While Puranen’s cost estimate of the weapon package might be higher than Renko’s, he is of the same opinion when it comes to integration costs.

Our position is that the aircraft suppliers are responsible for the integration of the weapons found in their offers, and that the costs for this are included in the offer.

This leaves Lockheed-Martin and Saab with something of a conundrum. Unless JASSM or another suitable missile is confirmed for integration before 2030 by another paying customer, and unless this confirmation comes before the final offers are made in 2021, the companies will have to include the complete integration costs when calculating their bids to Finland. Obviously the majority of the costs will be funneled back directly to their HX-bid (TANSTAAFL), while the Rafale and the Typhoon will be able to make their offers without this additional cost (or at the very least with a significantly reduced one). It also raises the question which missile they should choose to offer. While there has been much speculation about keeping the JASSM’s, their shelf-life does in fact end about the time the Hornets are withdrawn.

JASSMed
Gripen E model in Finnish colours displayed by Saab at a Finnish air show. The model is armed with Rb 15F, Irist-T air-to-air missiles, and JASSM. Source: Own picture
Saab has been marketing a willingness to integrate the JASSM if Finland requests so.
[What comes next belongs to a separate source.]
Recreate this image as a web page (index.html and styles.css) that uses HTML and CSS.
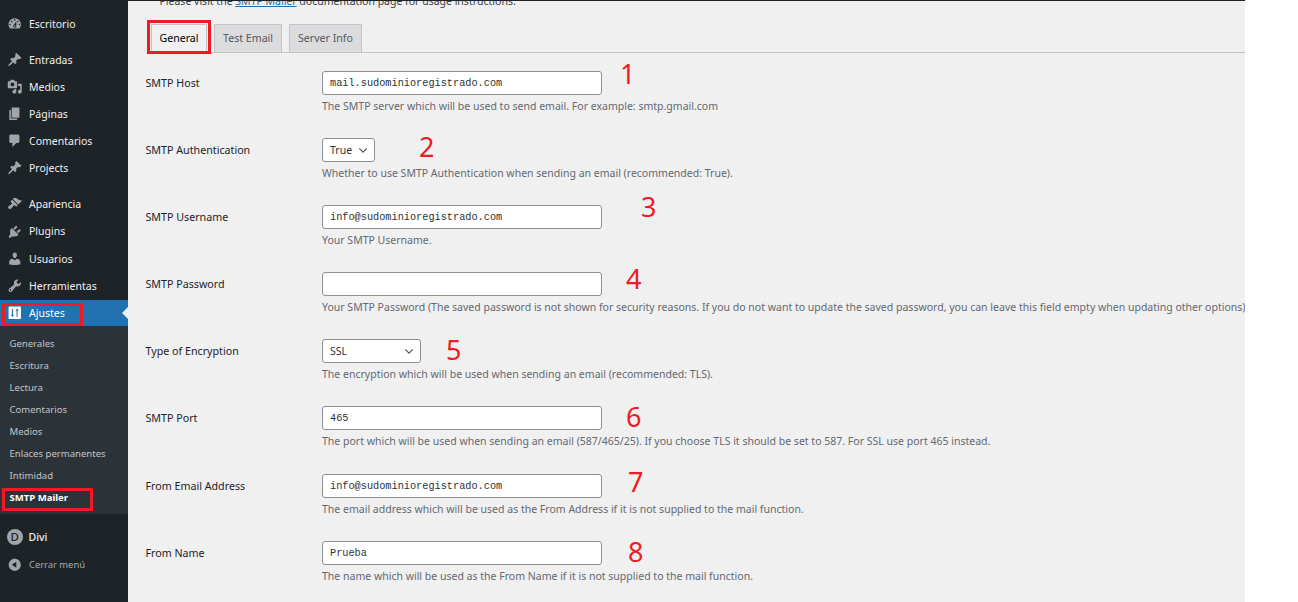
FILE: index.html
```html
<!DOCTYPE html>
<html lang="es">
<head>
<meta charset="utf-8">
<title>SMTP Mailer</title>
<link rel="stylesheet" href="styles.css">
</head>
<body>
<div class="admin">
  <nav class="sidebar">
    <ul class="menu first">
      <li class="item"><svg class="ico" viewBox="0 0 20 20"><path d="M3.76 16h12.48c1.1-1.37 1.76-3.11 1.76-5 0-4.42-3.58-8-8-8s-8 3.58-8 8c0 1.89.66 3.63 1.76 5zM10 4c.55 0 1 .45 1 1s-.45 1-1 1-1-.45-1-1 .45-1 1-1zM6 6c.55 0 1 .45 1 1s-.45 1-1 1-1-.45-1-1 .45-1 1-1zm8 0c.55 0 1 .45 1 1s-.45 1-1 1-1-.45-1-1 .45-1 1-1zm-5.37 5.55L12 7v6c0 1.1-.9 2-2 2s-2-.9-2-2c0-.57.24-1.08.63-1.45zM4 10c.55 0 1 .45 1 1s-.45 1-1 1-1-.45-1-1 .45-1 1-1zm12 0c.55 0 1 .45 1 1s-.45 1-1 1-1-.45-1-1 .45-1 1-1zm-5 3c0-.55-.45-1-1-1s-1 .45-1 1 .45 1 1 1 1-.45 1-1z"/></svg>Escritorio</li>
    </ul>
    <ul class="menu second">
      <li class="item"><svg class="ico" viewBox="0 0 20 20"><path d="M10.44 3.02l1.82-1.82 6.36 6.35-1.83 1.82c-1.05-.68-2.48-.57-3.41.36l-.75.75c-.92.93-1.04 2.35-.35 3.41l-1.83 1.82-2.41-2.41-2.8 2.79c-.42.42-3.38 2.71-3.8 2.29s1.86-3.39 2.28-3.81l2.79-2.79L4.1 9.36l1.83-1.82c1.05.69 2.48.57 3.4-.36l.75-.75c.93-.92 1.05-2.35.36-3.41z"/></svg>Entradas</li>
      <li class="item"><svg class="ico" viewBox="0 0 20 20"><path d="M13 11V4c0-.55-.45-1-1-1h-1.67L9 1H5L3.67 3H2c-.55 0-1 .45-1 1v7c0 .55.45 1 1 1h10c.55 0 1-.45 1-1zM7 4.500c1.380 0 2.500 1.120 2.500 2.500S8.380 9.500 7 9.500 4.500 8.380 4.500 7 5.620 4.500 7 4.500zM14 6h5v10.500c0 1.380-1.120 2.500-2.500 2.500S14 17.880 14 16.500s1.120-2.500 2.500-2.500c.17 0 .34.020.5.050V9h-3V6zm-4 8.050V13h2v3.500c0 1.380-1.120 2.500-2.500 2.500S7 17.880 7 16.500 8.120 14 9.500 14c.17 0 .34.020.5.050z"/></svg>Medios</li>
      <li class="item"><svg class="ico" viewBox="0 0 20 20"><path d="M6 15V2h10v13H6zm-1 1h8v2H3V5h2v11z"/></svg>Páginas</li>
      <li class="item"><svg class="ico" viewBox="0 0 20 20"><path d="M5 2h9c1.100 0 2 .9 2 2v7c0 1.100-.9 2-2 2h-2l-5 5v-5H5c-1.100 0-2-.9-2-2V4c0-1.100.9-2 2-2z"/></svg>Comentarios</li>
      <li class="item"><svg class="ico" viewBox="0 0 20 20"><path d="M10.44 3.02l1.82-1.82 6.36 6.35-1.83 1.82c-1.05-.68-2.48-.57-3.41.36l-.75.75c-.92.93-1.04 2.35-.35 3.41l-1.83 1.82-2.41-2.41-2.8 2.79c-.42.42-3.38 2.71-3.8 2.29s1.86-3.39 2.28-3.81l2.79-2.79L4.1 9.36l1.83-1.82c1.05.69 2.48.57 3.4-.36l.75-.75c.93-.92 1.05-2.35.36-3.41z"/></svg>Projects</li>
    </ul>
    <ul class="menu third">
      <li class="item"><svg class="ico" viewBox="0 0 20 20"><path d="M14.480 11.060L7.410 3.990l1.500-1.500c.5-.56 2.300-.47 3.510.32 1.210.8 1.430 1.280 2.910 2.100 1.180.64 2.450 1.260 4.450.85zm-.71.71L6.700 4.700 4.930 6.470c-.39.39-.39 1.020 0 1.410l1.060 1.060c.39.39.39 1.030 0 1.420-.6.6-1.430 1.110-2.210 1.690-.35.26-.7.53-1.010.84C1.430 13.230.96 14.830 2.130 16s2.770.7 4.110-.64c.31-.31.58-.66.84-1.010.58-.78 1.090-1.610 1.690-2.210.39-.39 1.030-.39 1.420 0l1.060 1.060c.39.39 1.020.39 1.410 0z"/></svg>Apariencia</li>
      <li class="item"><svg class="ico" viewBox="0 0 20 20"><path d="M13.110 4.360L9.870 7.600 8 5.730l3.240-3.240c.35-.34 1.050-.2 1.560.32.52.51.66 1.210.31 1.550zm-8 1.770l.91-1.120 9.010 9.010-1.190.84c-.71.71-2.630 1.160-3.820 1.160H6.140L4.900 17.260c-.59.59-1.540.59-2.120 0-.59-.58-.59-1.530 0-2.120l1.240-1.240v-3.880c0-1.130.4-3.190 1.090-3.890zm7.260 3.970l3.240-3.240c.34-.35 1.040-.21 1.550.31.52.51.66 1.210.31 1.550l-3.240 3.250z"/></svg>Plugins</li>
      <li class="item"><svg class="ico" viewBox="0 0 20 20"><path d="M10 9.250c-2.270 0-2.730-3.440-2.730-3.440C7 4.020 7.820 2 9.970 2c2.160 0 2.980 2.020 2.710 3.810 0 0-.41 3.440-2.680 3.440zm0 2.570L12.720 10c2.390 0 4.520 2.330 4.520 4.530v2.490s-3.650 1.130-7.240 1.130c-3.650 0-7.240-1.130-7.240-1.130v-2.490c0-2.250 1.940-4.480 4.470-4.480z"/></svg>Usuarios</li>
      <li class="item"><svg class="ico" viewBox="0 0 20 20"><path d="M16.680 9.770c-1.340 1.340-3.300 1.670-4.950.99l-5.410 6.520c-.99.99-2.590.99-3.580 0s-.99-2.590 0-3.570l6.520-5.420c-.68-1.650-.35-3.610.99-4.950 1.280-1.280 3.120-1.620 4.720-1.060l-2.890 2.890 2.820 2.820 2.860-2.870c.53 1.580.18 3.390-1.080 4.650zM3.810 16.210c.4.39 1.040.39 1.430 0 .4-.4.4-1.040 0-1.430-.39-.4-1.030-.4-1.430 0-.39.39-.39 1.030 0 1.430z"/></svg>Herramientas</li>
      <li class="item current"><svg class="ico" viewBox="0 0 20 20"><path d="M3 2h14c.6 0 1 .4 1 1v14c0 .6-.4 1-1 1H3c-.6 0-1-.4-1-1V3c0-.6.4-1 1-1zm3.300 3v7.500H4.800L7 15.500l2.200-3H7.700V5H6.300zm6 10h1.400V7.500h1.500L13 4.500l-2.200 3h1.500V15z"/></svg>Ajustes</li>
      <li class="submenu">
        <ul>
          <li>Generales</li>
          <li>Escritura</li>
          <li>Lectura</li>
          <li>Comentarios</li>
          <li>Medios</li>
          <li>Enlaces permanentes</li>
          <li>Intimidad</li>
          <li class="active">SMTP Mailer</li>
        </ul>
      </li>
    </ul>
    <ul class="menu last">
      <li class="item divi"><span class="divi-ico">D</span>Divi</li>
      <li class="item collapse"><svg class="ico" viewBox="0 0 20 20"><path d="M10 2.160c4.330 0 7.840 3.510 7.840 7.840s-3.510 7.840-7.840 7.840S2.160 14.330 2.160 10 5.710 2.160 10 2.160zm2 11.720V6.120L6.180 9.970z"/></svg>Cerrar menú</li>
    </ul>
  </nav>

  <main class="content">
    <p class="notice">Please visit the <a href="#">SMTP Mailer</a> documentation page for usage instructions.</p>
    <div class="tabs">
      <a class="tab tab-on">General</a>
      <a class="tab">Test Email</a>
      <a class="tab">Server Info</a>
    </div>
    <form class="form">
      <div class="row">
        <label class="lbl">SMTP Host</label>
        <div><input class="field" type="text" value="mail.sudominioregistrado.com"><p class="desc">The SMTP server which will be used to send email. For example: smtp.gmail.com</p></div>
      </div>
      <div class="row">
        <label class="lbl">SMTP Authentication</label>
        <div><span class="pick pick-s">True<svg class="chev" viewBox="0 0 12 8"><path d="M1.500 1.500L6 6l4.500-4.500"/></svg></span><p class="desc">Whether to use SMTP Authentication when sending an email (recommended: True).</p></div>
      </div>
      <div class="row">
        <label class="lbl">SMTP Username</label>
        <div><input class="field" type="text" value="info@sudominioregistrado.com"><p class="desc">Your SMTP Username.</p></div>
      </div>
      <div class="row">
        <label class="lbl">SMTP Password</label>
        <div><input class="field" type="text" value=""><p class="desc">Your SMTP Password (The saved password is not shown for security reasons. If you do not want to update the saved password, you can leave this field empty when updating other options).</p></div>
      </div>
      <div class="row">
        <label class="lbl">Type of Encryption</label>
        <div><span class="pick pick-m">SSL<svg class="chev" viewBox="0 0 12 8"><path d="M1.500 1.500L6 6l4.500-4.500"/></svg></span><p class="desc">The encryption which will be used when sending an email (recommended: TLS).</p></div>
      </div>
      <div class="row">
        <label class="lbl">SMTP Port</label>
        <div><input class="field" type="text" value="465"><p class="desc">The port which will be used when sending an email (587/465/25). If you choose TLS it should be set to 587. For SSL use port 465 instead.</p></div>
      </div>
      <div class="row">
        <label class="lbl">From Email Address</label>
        <div><input class="field" type="text" value="info@sudominioregistrado.com"><p class="desc">The email address which will be used as the From Address if it is not supplied to the mail function.</p></div>
      </div>
      <div class="row">
        <label class="lbl">From Name</label>
        <div><input class="field" type="text" value="Prueba"><p class="desc">The name which will be used as the From Name if it is not supplied to the mail function.</p></div>
      </div>
    </form>
  </main>
</div>

<div class="mark box-tab"></div>
<div class="mark box-ajustes"></div>
<div class="mark box-smtp"></div>
<span class="num n1">1</span>
<span class="num n2">2</span>
<span class="num n3">3</span>
<span class="num n4">4</span>
<span class="num n5">5</span>
<span class="num n6">6</span>
<span class="num n7">7</span>
<span class="num n8">8</span>
</body>
</html>
```
FILE: styles.css
```css
* { box-sizing: border-box; }
html, body { margin: 0; padding: 0; height: 100%; background: #fff; overflow: hidden; }
body { font-family: "Noto Sans", "Open Sans", sans-serif; font-size: 10.5px; position: relative; }
ul { list-style: none; margin: 0; padding: 0; }

.admin {
  width: 1245px;
  height: 602px;
  display: flex;
  background: #f0f0f1;
  border-top: 1px solid #1d2327;
}

/* Sidebar */
.sidebar { width: 128px; flex: none; background: #1d2327; color: #f0f0f1; padding-top: 9.500px; }
.menu.first { margin-bottom: 8.700px; }
.menu.second { margin-bottom: 8.800px; }
.item {
  display: flex;
  align-items: center;
  height: 27.100px;
  font-size: 10.500px;
  padding-left: 7px;
  gap: 6.500px;
  position: relative;
}
.third .item { height: 27.300px; }
.ico { width: 15.500px; height: 15.500px; flex: none; fill: #a0a5aa; }
.third .current { background: #2271b1; color: #fff; height: 26px; }
.current .ico { fill: #fff; }
.current::after {
  content: "";
  position: absolute;
  right: 0;
  top: 7px;
  border: 6px solid transparent;
  border-right-color: #f0f0f1;
  border-left: 0;
}
.submenu { background: #2c3338; padding: 7px 0 0; height: 188px; }
.submenu li { height: 22px; line-height: 22px; padding-left: 9.500px; font-size: 9.550px; color: #c3c4c7; }
.submenu li.active { color: #fff; font-weight: 700; }
.menu.last { margin-top: 9.500px; }
.last .item { height: 27.500px; }
.divi { font-weight: 500; }
.divi-ico {
  width: 16.500px;
  height: 16.500px;
  margin: 0 -1px 0 -0.500px;
  flex: none;
  border-radius: 50%;
  background: #a0a5aa;
  color: #1d2327;
  font-size: 11.500px;
  line-height: 16.500px;
  text-align: center;
}
.collapse { color: #a7aaad; font-size: 9.400px; }

/* Content */
.content { flex: 1; min-width: 0; overflow: hidden; padding-left: 17.500px; color: #1d2327; }
.notice { margin: -7px 0 0 14px; height: 15px; line-height: 15px; font-size: 10.500px; color: #3c434a; white-space: nowrap; }
.notice a { color: #2271b1; text-decoration: underline; }
.tabs {
  margin-top: 15px;
  height: 29px;
  display: flex;
  gap: 6.500px;
  padding-left: 5.500px;
  border-bottom: 1px solid #c3c4c7;
  width: 1100px;
}
.tab {
  height: 28px;
  padding: 0 8px 0 8.500px;
  line-height: 26px;
  background: #dcdcde;
  border: 1px solid #c3c4c7;
  border-bottom: 0;
  font-size: 10.600px;
  font-weight: 400;
  color: #50575e;
}
.tab-on { background: #f0f0f1; color: #000; height: 29px; padding: 0 7.500px; }

.form { margin-top: 17.970px; }
.row {
  display: grid;
  grid-template-columns: 176.500px 1fr;
  height: 67.100px;
  min-width: 0;
}
.lbl { line-height: 24px; font-size: 10.700px; color: #1d2327; }
.field {
  display: block;
  width: 280px;
  height: 24px;
  padding: 0 7px;
  border: 1px solid #8c8f94;
  border-radius: 3px;
  background: #fff;
  color: #2c3338;
  font-family: "Liberation Mono", monospace;
  font-size: 10.250px;
  outline: 0;
}
.pick {
  display: flex;
  align-items: center;
  justify-content: space-between;
  height: 24px;
  padding: 0 6px 0 7px;
  border: 1px solid #8c8f94;
  border-radius: 3px;
  background: #fff;
  color: #2c3338;
  font-size: 10.500px;
}
.pick-s { width: 53px; }
.pick-m { width: 99px; }
.chev { width: 10px; height: 7px; fill: none; stroke: #50575e; stroke-width: 1.500; }
.desc { margin: 4px 0 0; line-height: 15px; font-size: 10.530px; color: #646970; white-space: nowrap; }

/* Annotations drawn over the screenshot */
.mark { position: absolute; border: 3px solid #ed1c24; }
.box-tab { left: 147px; top: 20px; width: 64px; height: 34px; }
.box-ajustes { left: 2px; top: 303px; width: 81px; height: 23px; }
.box-smtp { left: 2px; top: 488px; width: 91px; height: 23px; }
.num { position: absolute; font-family: "Noto Sans", sans-serif; font-size: 27px; line-height: 30px; color: #ed1c24; }
.n1 { left: 620px; top: 59px; }
.n2 { left: 419px; top: 132px; }
.n3 { left: 641px; top: 192px; }
.n4 { left: 626px; top: 264px; }
.n5 { left: 446px; top: 335px; }
.n6 { left: 626px; top: 402px; }
.n7 { left: 628px; top: 467px; }
.n8 { left: 628px; top: 537px; }
```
However, if they are free to offer the long-range strike option in whichever form they want, doing so by integrating their own Taurus instead of Lockheed-Martin’s JASSM might certainly be tempting, especially as the Taurus offer some unique gimmicks such as the ability to detonate at a specific pre-set floor. Another possible solution which might be tempting for both manufacturers would be to develop penetrating 500-lbs warheads for the JSM and Rb 15F-ER, as this might turn out to be a cheaper solution than integrating a completely new weapon. Still, when it comes to penetrating warheads, mass matters, and it is clear that this would be an inferior solution compared to heavyweights such as the JASSM, Storm Shadow/SCALP, or Taurus.